In Niger, the state government’s reaction was drastic but, perhaps, predictable: all schools closed. Public, private, mission, Islamic, unity colleges. Only tertiary institutions outside “vulnerable areas” were allowed to remain open. Kebbi followed with its own shutdowns, asking major polytechnics and colleges to send students home immediately. Adamawa switched all boarding schools to day schools. Other states – Kwara, Plateau, Katsina, Taraba – had already taken similar steps earlier. Education is slowly retreating before bullets.
Meanwhile, families still wait for a phone call that hasn’t come. The Chairman of the Christian Association of Nigeria in Niger State, Rev.
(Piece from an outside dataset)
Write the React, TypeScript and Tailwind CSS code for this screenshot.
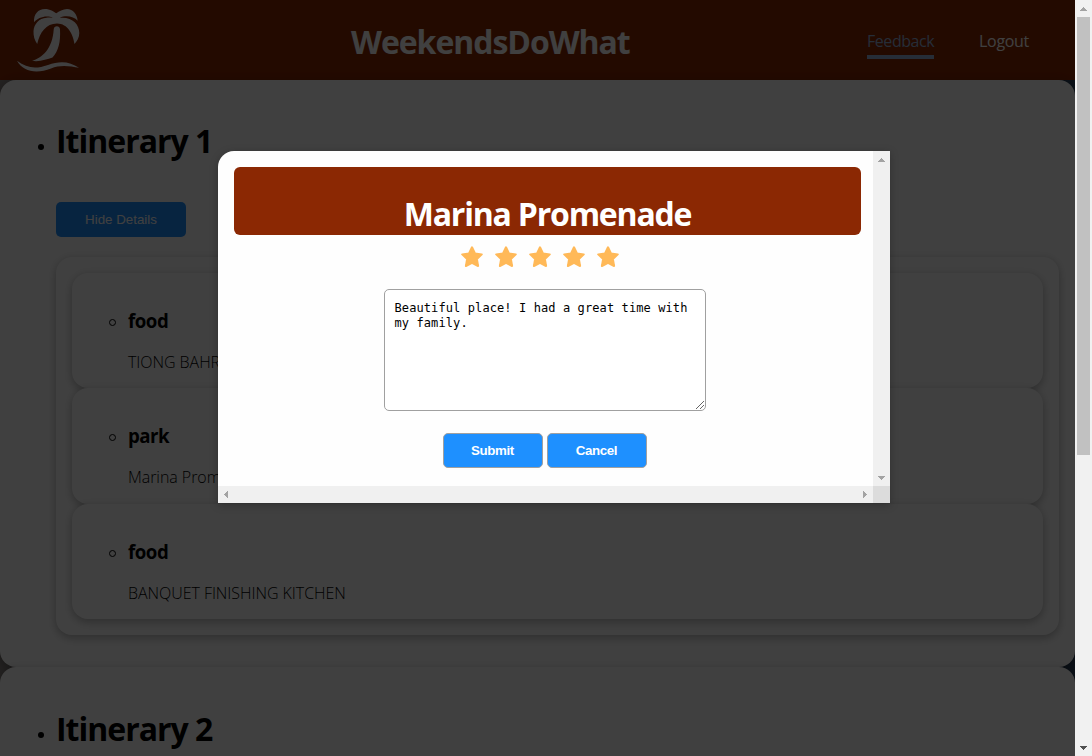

Bulus Yohanna, told Reportersroom that, as of now, kidnappers of the more than 300 students and 12 staff of St Mary’s have not contacted anybody. No ransom demand. No proof of life. Just silence. Parents are too shattered to even speak publicly, he said. The principal is devastated.
Security experts are blunt about why this keeps happening. Kabir Adams, of Beacon Security and Intelligence Limited, explained that armed groups – he estimates around 80 different ones – freely roam with motorcycles and light weapons, often striking “soft targets” like schools with minimal protection. Policies exist on paper, like the Safe Schools Initiative, but enforcement is weak. Ransom payments continue largely unchecked. Public awareness of basic safety is low. So the cycle goes on.
Another analyst, Jackson Ojo, points to something deeper: a broken system and a political class that parades wealth while communities crumble. Changing service chiefs alone won’t fix that, he argues. If the larger system remains corrupt and unequal, insecurity will thrive.
For now, in homes across Kebbi and Niger, none of those big arguments matter. Parents just want one thing. A knock on the door. A familiar voice. A child, dusty and tired, finally walking back in.
Until then, the fear grows. And classrooms stay empty.